Antes de cuestionar el amor romántico con el poliamor, la poligamia sexual era (y es todavía) un territorio legítimo para los hombres, bajo el imaginario de que la capacidad de relacionarse “exclusivamente” a nivel sexual, sin lugar a involucrarse sentimentalmente, es característica propia de su vida pública, de su vida en el afuera.

La monogamia (introducida a las relaciones de pareja siempre potencialmente familiares) es un pacto social que todos parecieran aceptan pero cuya exigencia solo se ha extendido a las mujeres; es característica de su lugar en el hogar, en el adentro. De su lugar en lo “propio” de alguien más.

Las mujeres reprodujimos una y otra vez este modelo, no solo guardando fidelidad a nuestras parejas (y elevando esta acción al nivel de virtud) sino, además, aceptando un turno (no lugar) en el “afuera” de los hombres.
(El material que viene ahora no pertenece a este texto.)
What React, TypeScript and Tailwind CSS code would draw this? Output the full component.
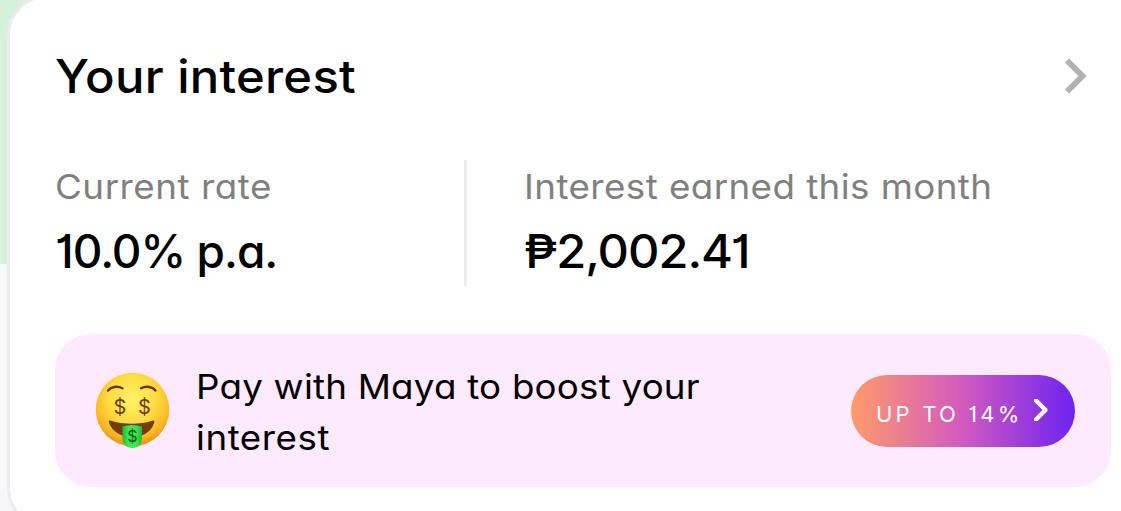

Que el cuidado propio y de nuestras iguales, incluya, por ejemplo, no acceder nuevamente a triángulos amorosos o situaciones en las que la comodidad ajena sea más importante que la propia, no solo resulta necesario en la experiencia del poliamo sino que, además, se constituye en un ejercicio liberador por sí mismo.

Esta misma noción de cuidado del poliamor exige al hombre una experiencia inversa: cuidar a alguien(es) más allá de sí mismo. Entender que la comodidad de todas las personas implicadas es tan importante como la propia y que, ante su acumulado de privilegios sociales, económicos, políticos y culturales, renunciar a algunos lugares de poder es requisito indispensable para una experiencia amorosa justa.

No es poliamor si pretende usarse para multiplicar los individuos que se instrumentalizan en función de sí mismo.

Sí lo es, por el contrario, si se establece como alternativa al amor monogámico y romántico, a través de la eliminación de las desigualdades entre hombres y mujeres. Permite, si se tiene al cuidado como principio innegociable, hacer de la experiencia amorosa un medio para la reflexión y transformación cotidiana de las maneras en las que habitamos el mundo.